What the task asks:
State the number of lines that hold the string "styles", with nothing added.

----- Source data

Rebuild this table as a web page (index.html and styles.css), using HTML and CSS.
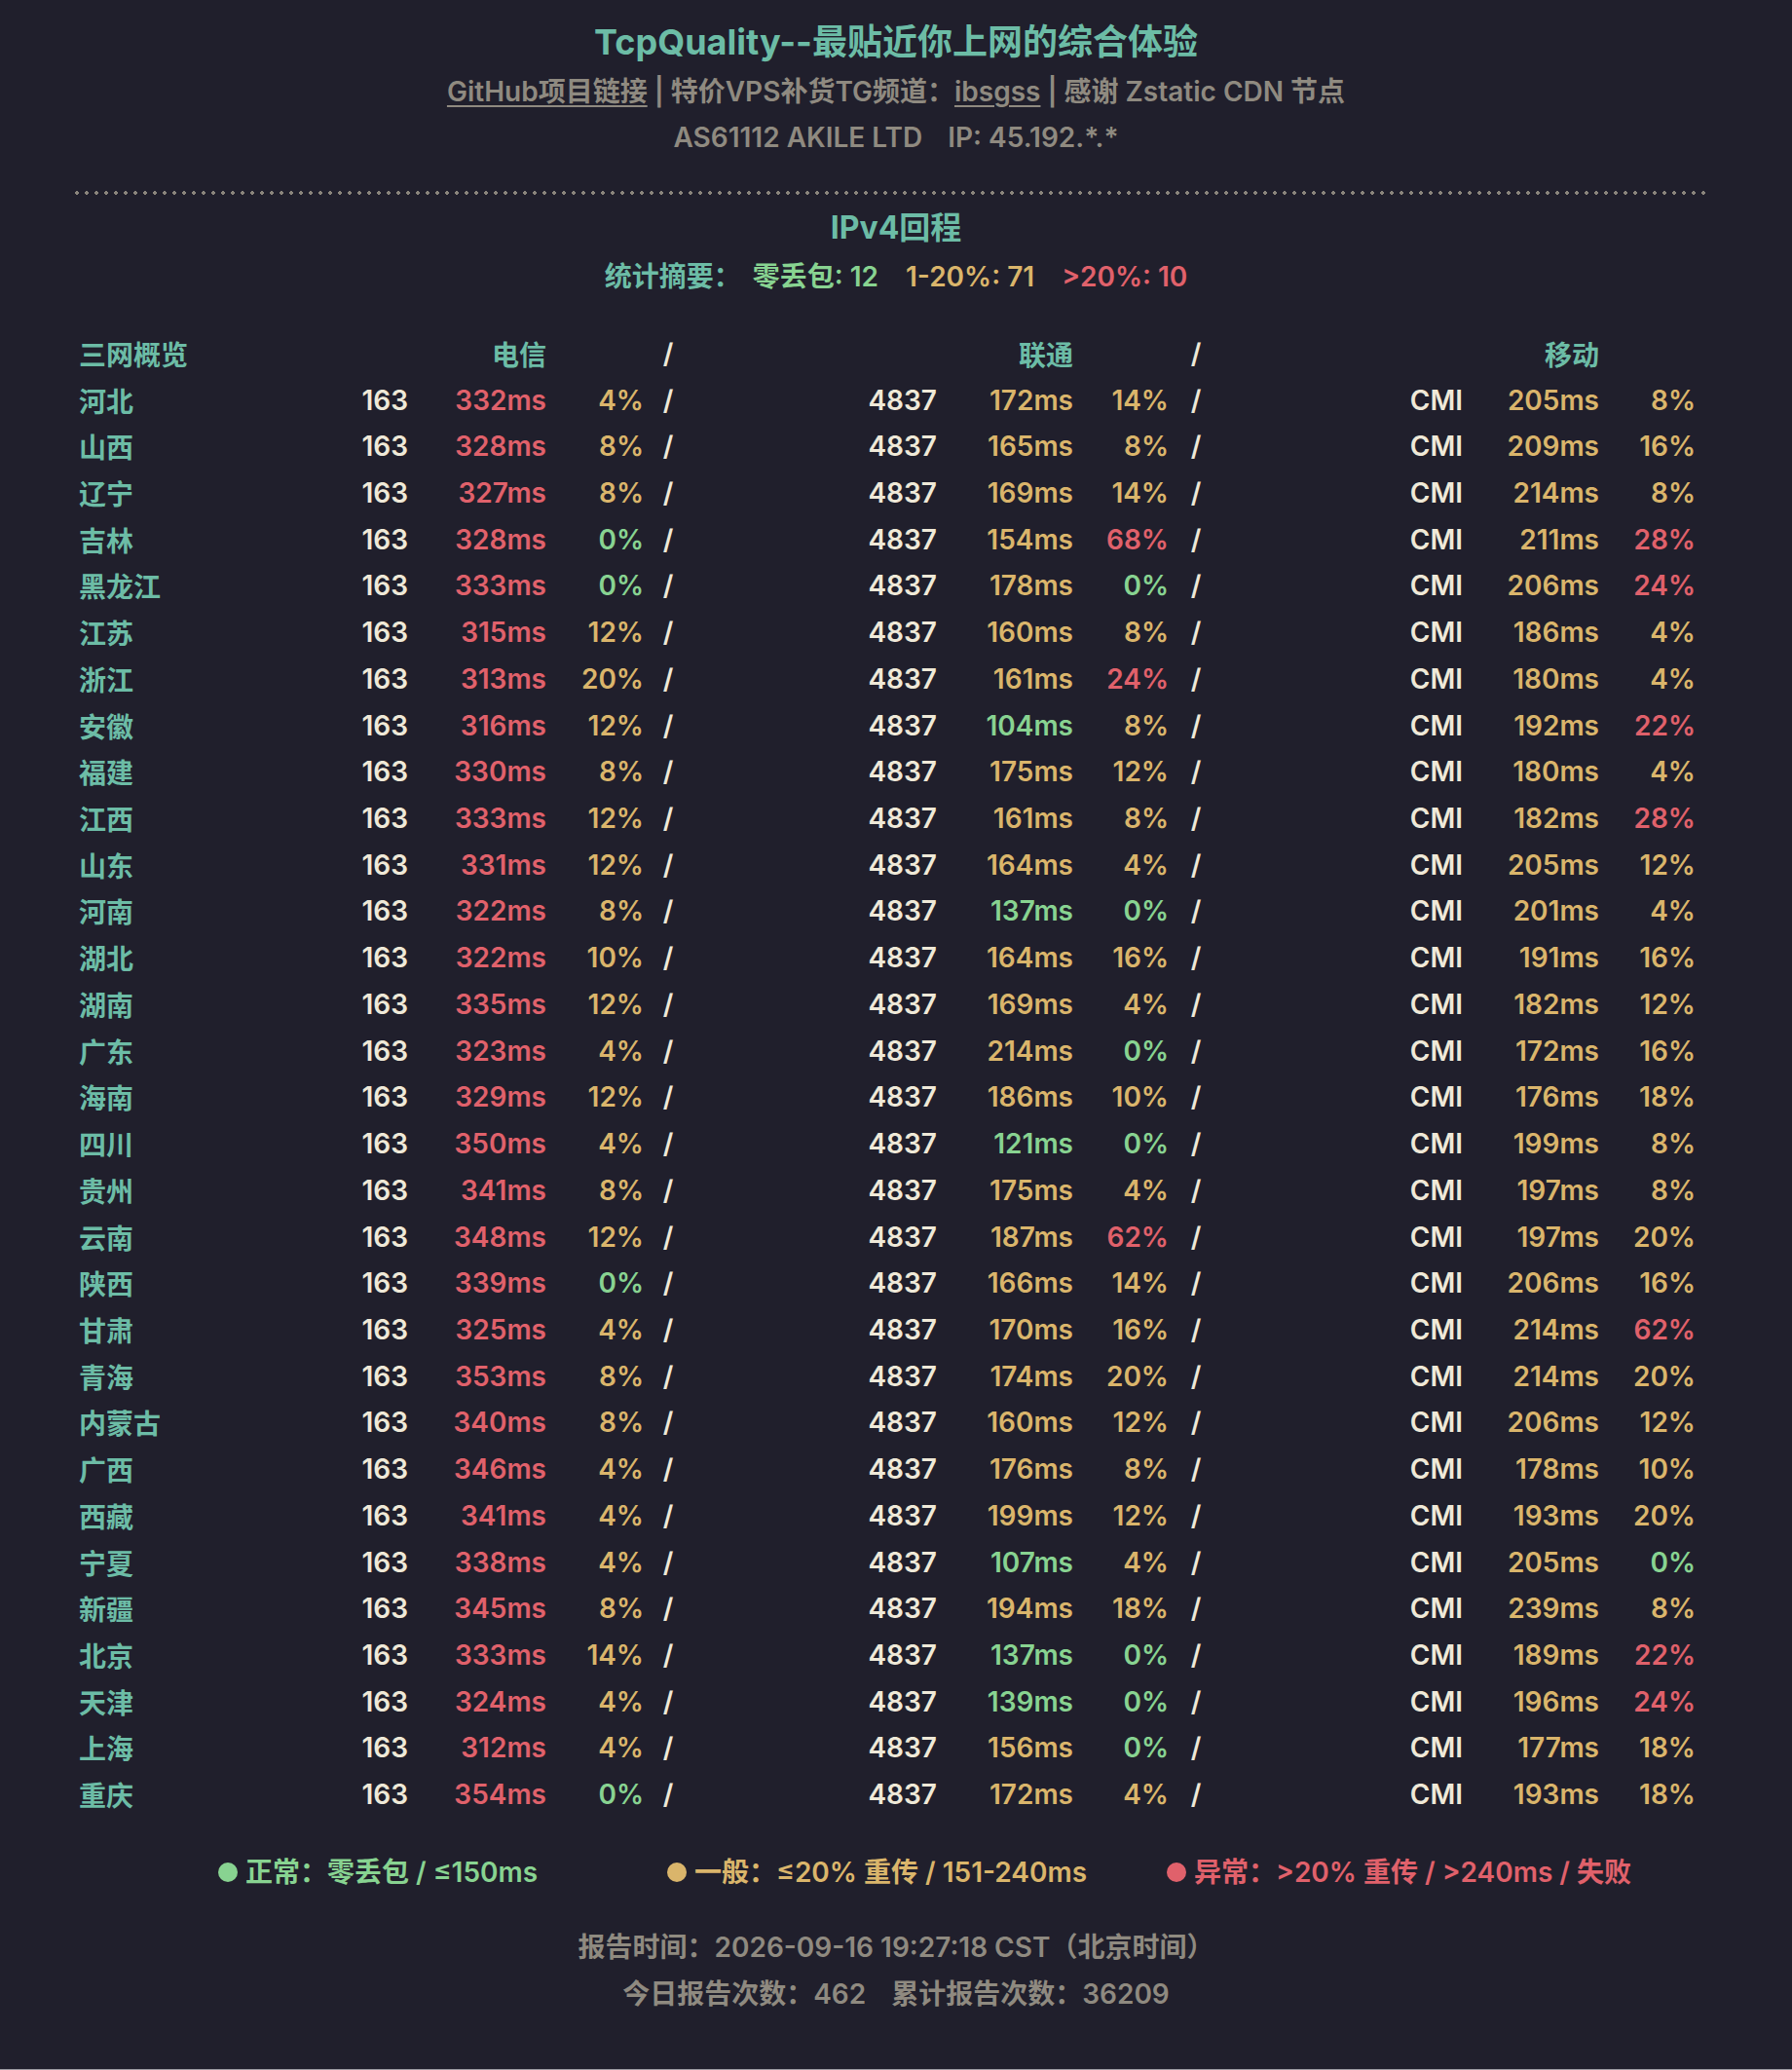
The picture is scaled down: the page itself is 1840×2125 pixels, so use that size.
FILE: index.html
```html
<!DOCTYPE html>
<html lang="zh-CN">
<head>
<meta charset="utf-8">
<title>TcpQuality</title>
<link rel="stylesheet" href="styles.css">
</head>
<body>
<div class="page">
  <div class="wrap">
    <h1 class="title">TcpQuality--最贴近你上网的综合体验</h1>
    <div class="sub"><a class="lnk">GitHub项目链接</a><span class="bar">|</span>特价VPS补货TG频道：<a class="lnk">ibsgss</a><span class="bar">|</span>感谢 Zstatic CDN 节点</div>
    <div class="asline">AS61112 AKILE LTD<span class="gap"></span>IP: 45.192.*.*</div>
    <div class="dots"></div>
    <h2 class="section">IPv4回程</h2>
    <div class="stats"><span class="t">统计摘要：</span><span class="g">零丢包: 12</span><span class="y">1-20%: 71</span><span class="r">&gt;20%: 10</span></div>

    <div class="tbl">
      <div class="row head"><span class="prov">三网概览</span><span></span><span class="num t">电信</span><span></span><span class="sl">/</span><span></span><span class="num t">联通</span><span></span><span class="sl">/</span><span></span><span class="num t">移动</span><span></span></div>
      <div class="row"><span class="prov">河北</span><span class="asn">163</span><span class="num r">332ms</span><span class="num y">4%</span><span class="sl">/</span><span class="asn">4837</span><span class="num y">172ms</span><span class="num y">14%</span><span class="sl">/</span><span class="asn">CMI</span><span class="num y">205ms</span><span class="num y">8%</span></div>
      <div class="row"><span class="prov">山西</span><span class="asn">163</span><span class="num r">328ms</span><span class="num y">8%</span><span class="sl">/</span><span class="asn">4837</span><span class="num y">165ms</span><span class="num y">8%</span><span class="sl">/</span><span class="asn">CMI</span><span class="num y">209ms</span><span class="num y">16%</span></div>
      <div class="row"><span class="prov">辽宁</span><span class="asn">163</span><span class="num r">327ms</span><span class="num y">8%</span><span class="sl">/</span><span class="asn">4837</span><span class="num y">169ms</span><span class="num y">14%</span><span class="sl">/</span><span class="asn">CMI</span><span class="num y">214ms</span><span class="num y">8%</span></div>
      <div class="row"><span class="prov">吉林</span><span class="asn">163</span><span class="num r">328ms</span><span class="num g">0%</span><span class="sl">/</span><span class="asn">4837</span><span class="num y">154ms</span><span class="num r">68%</span><span class="sl">/</span><span class="asn">CMI</span><span class="num y">211ms</span><span class="num r">28%</span></div>
      <div class="row"><span class="prov">黑龙江</span><span class="asn">163</span><span class="num r">333ms</span><span class="num g">0%</span><span class="sl">/</span><span class="asn">4837</span><span class="num y">178ms</span><span class="num g">0%</span><span class="sl">/</span><span class="asn">CMI</span><span class="num y">206ms</span><span class="num r">24%</span></div>
      <div class="row"><span class="prov">江苏</span><span class="asn">163</span><span class="num r">315ms</span><span class="num y">12%</span><span class="sl">/</span><span class="asn">4837</span><span class="num y">160ms</span><span class="num y">8%</span><span class="sl">/</span><span class="asn">CMI</span><span class="num y">186ms</span><span class="num y">4%</span></div>
      <div class="row"><span class="prov">浙江</span><span class="asn">163</span><span class="num r">313ms</span><span class="num y">20%</span><span class="sl">/</span><span class="asn">4837</span><span class="num y">161ms</span><span class="num r">24%</span><span class="sl">/</span><span class="asn">CMI</span><span class="num y">180ms</span><span class="num y">4%</span></div>
      <div class="row"><span class="prov">安徽</span><span class="asn">163</span><span class="num r">316ms</span><span class="num y">12%</span><span class="sl">/</span><span class="asn">4837</span><span class="num g">104ms</span><span class="num y">8%</span><span class="sl">/</span><span class="asn">CMI</span><span class="num y">192ms</span><span class="num r">22%</span></div>
      <div class="row"><span class="prov">福建</span><span class="asn">163</span><span class="num r">330ms</span><span class="num y">8%</span><span class="sl">/</span><span class="asn">4837</span><span class="num y">175ms</span><span class="num y">12%</span><span class="sl">/</span><span class="asn">CMI</span><span class="num y">180ms</span><span class="num y">4%</span></div>
      <div class="row"><span class="prov">江西</span><span class="asn">163</span><span class="num r">333ms</span><span class="num y">12%</span><span class="sl">/</span><span class="asn">4837</span><span class="num y">161ms</span><span class="num y">8%</span><span class="sl">/</span><span class="asn">CMI</span><span class="num y">182ms</span><span class="num r">28%</span></div>
      <div class="row"><span class="prov">山东</span><span class="asn">163</span><span class="num r">331ms</span><span class="num y">12%</span><span class="sl">/</span><span class="asn">4837</span><span class="num y">164ms</span><span class="num y">4%</span><span class="sl">/</span><span class="asn">CMI</span><span class="num y">205ms</span><span class="num y">12%</span></div>
      <div class="row"><span class="prov">河南</span><span class="asn">163</span><span class="num r">322ms</span><span class="num y">8%</span><span class="sl">/</span><span class="asn">4837</span><span class="num g">137ms</span><span class="num g">0%</span><span class="sl">/</span><span class="asn">CMI</span><span class="num y">201ms</span><span class="num y">4%</span></div>
      <div class="row"><span class="prov">湖北</span><span class="asn">163</span><span class="num r">322ms</span><span class="num y">10%</span><span class="sl">/</span><span class="asn">4837</span><span class="num y">164ms</span><span class="num y">16%</span><span class="sl">/</span><span class="asn">CMI</span><span class="num y">191ms</span><span class="num y">16%</span></div>
      <div class="row"><span class="prov">湖南</span><span class="asn">163</span><span class="num r">335ms</span><span class="num y">12%</span><span class="sl">/</span><span class="asn">4837</span><span class="num y">169ms</span><span class="num y">4%</span><span class="sl">/</span><span class="asn">CMI</span><span class="num y">182ms</span><span class="num y">12%</span></div>
      <div class="row"><span class="prov">广东</span><span class="asn">163</span><span class="num r">323ms</span><span class="num y">4%</span><span class="sl">/</span><span class="asn">4837</span><span class="num y">214ms</span><span class="num g">0%</span><span class="sl">/</span><span class="asn">CMI</span><span class="num y">172ms</span><span class="num y">16%</span></div>
      <div class="row"><span class="prov">海南</span><span class="asn">163</span><span class="num r">329ms</span><span class="num y">12%</span><span class="sl">/</span><span class="asn">4837</span><span class="num y">186ms</span><span class="num y">10%</span><span class="sl">/</span><span class="asn">CMI</span><span class="num y">176ms</span><span class="num y">18%</span></div>
      <div class="row"><span class="prov">四川</span><span class="asn">163</span><span class="num r">350ms</span><span class="num y">4%</span><span class="sl">/</span><span class="asn">4837</span><span class="num g">121ms</span><span class="num g">0%</span><span class="sl">/</span><span class="asn">CMI</span><span class="num y">199ms</span><span class="num y">8%</span></div>
      <div class="row"><span class="prov">贵州</span><span class="asn">163</span><span class="num r">341ms</span><span class="num y">8%</span><span class="sl">/</span><span class="asn">4837</span><span class="num y">175ms</span><span class="num y">4%</span><span class="sl">/</span><span class="asn">CMI</span><span class="num y">197ms</span><span class="num y">8%</span></div>
      <div class="row"><span class="prov">云南</span><span class="asn">163</span><span class="num r">348ms</span><span class="num y">12%</span><span class="sl">/</span><span class="asn">4837</span><span class="num y">187ms</span><span class="num r">62%</span><span class="sl">/</span><span class="asn">CMI</span><span class="num y">197ms</span><span class="num y">20%</span></div>
      <div class="row"><span class="prov">陕西</span><span class="asn">163</span><span class="num r">339ms</span><span class="num g">0%</span><span class="sl">/</span><span class="asn">4837</span><span class="num y">166ms</span><span class="num y">14%</span><span class="sl">/</span><span class="asn">CMI</span><span class="num y">206ms</span><span class="num y">16%</span></div>
      <div class="row"><span class="prov">甘肃</span><span class="asn">163</span><span class="num r">325ms</span><span class="num y">4%</span><span class="sl">/</span><span class="asn">4837</span><span class="num y">170ms</span><span class="num y">16%</span><span class="sl">/</span><span class="asn">CMI</span><span class="num y">214ms</span><span class="num r">62%</span></div>
      <div class="row"><span class="prov">青海</span><span class="asn">163</span><span class="num r">353ms</span><span class="num y">8%</span><span class="sl">/</span><span class="asn">4837</span><span class="num y">174ms</span><span class="num y">20%</span><span class="sl">/</span><span class="asn">CMI</span><span class="num y">214ms</span><span class="num y">20%</span></div>
      <div class="row"><span class="prov">内蒙古</span><span class="asn">163</span><span class="num r">340ms</span><span class="num y">8%</span><span class="sl">/</span><span class="asn">4837</span><span class="num y">160ms</span><span class="num y">12%</span><span class="sl">/</span><span class="asn">CMI</span><span class="num y">206ms</span><span class="num y">12%</span></div>
      <div class="row"><span class="prov">广西</span><span class="asn">163</span><span class="num r">346ms</span><span class="num y">4%</span><span class="sl">/</span><span class="asn">4837</span><span class="num y">176ms</span><span class="num y">8%</span><span class="sl">/</span><span class="asn">CMI</span><span class="num y">178ms</span><span class="num y">10%</span></div>
      <div class="row"><span class="prov">西藏</span><span class="asn">163</span><span class="num r">341ms</span><span class="num y">4%</span><span class="sl">/</span><span class="asn">4837</span><span class="num y">199ms</span><span class="num y">12%</span><span class="sl">/</span><span class="asn">CMI</span><span class="num y">193ms</span><span class="num y">20%</span></div>
      <div class="row"><span class="prov">宁夏</span><span class="asn">163</span><span class="num r">338ms</span><span class="num y">4%</span><span class="sl">/</span><span class="asn">4837</span><span class="num g">107ms</span><span class="num y">4%</span><span class="sl">/</span><span class="asn">CMI</span><span class="num y">205ms</span><span class="num g">0%</span></div>
      <div class="row"><span class="prov">新疆</span><span class="asn">163</span><span class="num r">345ms</span><span class="num y">8%</span><span class="sl">/</span><span class="asn">4837</span><span class="num y">194ms</span><span class="num y">18%</span><span class="sl">/</span><span class="asn">CMI</span><span class="num y">239ms</span><span class="num y">8%</span></div>
      <div class="row"><span class="prov">北京</span><span class="asn">163</span><span class="num r">333ms</span><span class="num y">14%</span><span class="sl">/</span><span class="asn">4837</span><span class="num g">137ms</span><span class="num g">0%</span><span class="sl">/</span><span class="asn">CMI</span><span class="num y">189ms</span><span class="num r">22%</span></div>
      <div class="row"><span class="prov">天津</span><span class="asn">163</span><span class="num r">324ms</span><span class="num y">4%</span><span class="sl">/</span><span class="asn">4837</span><span class="num g">139ms</span><span class="num g">0%</span><span class="sl">/</span><span class="asn">CMI</span><span class="num y">196ms</span><span class="num r">24%</span></div>
      <div class="row"><span class="prov">上海</span><span class="asn">163</span><span class="num r">312ms</span><span class="num y">4%</span><span class="sl">/</span><span class="asn">4837</span><span class="num y">156ms</span><span class="num g">0%</span><span class="sl">/</span><span class="asn">CMI</span><span class="num y">177ms</span><span class="num y">18%</span></div>
      <div class="row"><span class="prov">重庆</span><span class="asn">163</span><span class="num r">354ms</span><span class="num g">0%</span><span class="sl">/</span><span class="asn">4837</span><span class="num y">172ms</span><span class="num y">4%</span><span class="sl">/</span><span class="asn">CMI</span><span class="num y">193ms</span><span class="num y">18%</span></div>
    </div>

    <div class="legend">
      <div class="item g"><span class="dot"></span>正常：零丢包 / ≤150ms</div>
      <div class="item y"><span class="dot"></span>一般：≤20% 重传 / 151-240ms</div>
      <div class="item r"><span class="dot"></span>异常：&gt;20% 重传 / &gt;240ms / 失败</div>
    </div>

    <div class="foot">报告时间：2026-09-16 19:27:18 CST（北京时间）</div>
    <div class="foot second">今日报告次数：462<span class="gap"></span>累计报告次数：36209</div>
  </div>
</div>
</body>
</html>
```

FILE: styles.css
```css
html, body {
  margin: 0;
  padding: 0;
}
body {
  background: #9c9ba3;
  font-family: Inter, "Noto Sans CJK SC", sans-serif;
  font-weight: 600;
  font-size: 28px;
}
.page {
  background: #201f2c;
  height: 2124px;
  box-sizing: border-box;
  padding-top: 20px;
  overflow: hidden;
}
.wrap {
  width: 1686px;
  margin: 0 auto;
  text-align: center;
}
.title {
  margin: 0;
  font-size: 36px;
  line-height: 46px;
  font-weight: 700;
  color: #6cbca6;
}
.sub {
  margin-top: 8px;
  line-height: 40px;
  color: #8f8a80;
}
.lnk {
  color: #8f8a80;
  text-decoration: underline;
  text-decoration-thickness: 2px;
  text-underline-offset: 4px;
}
.bar {
  margin: 0 7px;
  color: #8f8a80;
}
.asline {
  margin-top: 7px;
  line-height: 40px;
  color: #8f8a80;
}
.gap {
  display: inline-block;
  width: 26px;
}
.dots {
  margin: 35px 7px 0 -3px;
  height: 4px;
  background-image: radial-gradient(circle, #8a857c 1.6px, transparent 2.1px);
  background-size: 10px 4px;
  background-repeat: repeat-x;
}
.section {
  margin: 14px 0 0;
  font-size: 32px;
  line-height: 40px;
  font-weight: 700;
  color: #6cbca6;
}
.stats {
  margin-top: 10px;
  line-height: 40px;
  display: flex;
  justify-content: center;
  gap: 28px;
}
.stats .t { margin-right: -16px; }
.t { color: #6cbca6; }
.g { color: #88d391; }
.y { color: #dab56b; }
.r { color: #e0616b; }

.tbl {
  margin-top: 35px;
  padding-left: 4px;
  text-align: left;
}
.row {
  display: grid;
  grid-template-columns: 258px 80px 142px 100px 50px 251px 140px 98px 56px 246px 140px 99px;
  height: 47.73px;
  align-items: center;
}
.prov { color: #6cbca6; }
.asn { color: #efe9d8; text-align: right; }
.num { text-align: right; }
.sl { color: #efe9d8; text-align: center; }

.legend {
  margin-top: 36px;
  padding-left: 147px;
  line-height: 40px;
  display: flex;
  justify-content: flex-start;
}
.item {
  display: flex;
  align-items: center;
}
.item.y { margin-left: 133px; }
.item.r { margin-left: 82px; }
.dot {
  width: 20px;
  height: 20px;
  border-radius: 50%;
  background: currentColor;
  margin-right: 8px;
}
.foot {
  margin-top: 37px;
  line-height: 40px;
  color: #8f8a80;
}
.foot.second {
  margin-top: 8px;
}
```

----------

Written solution:
3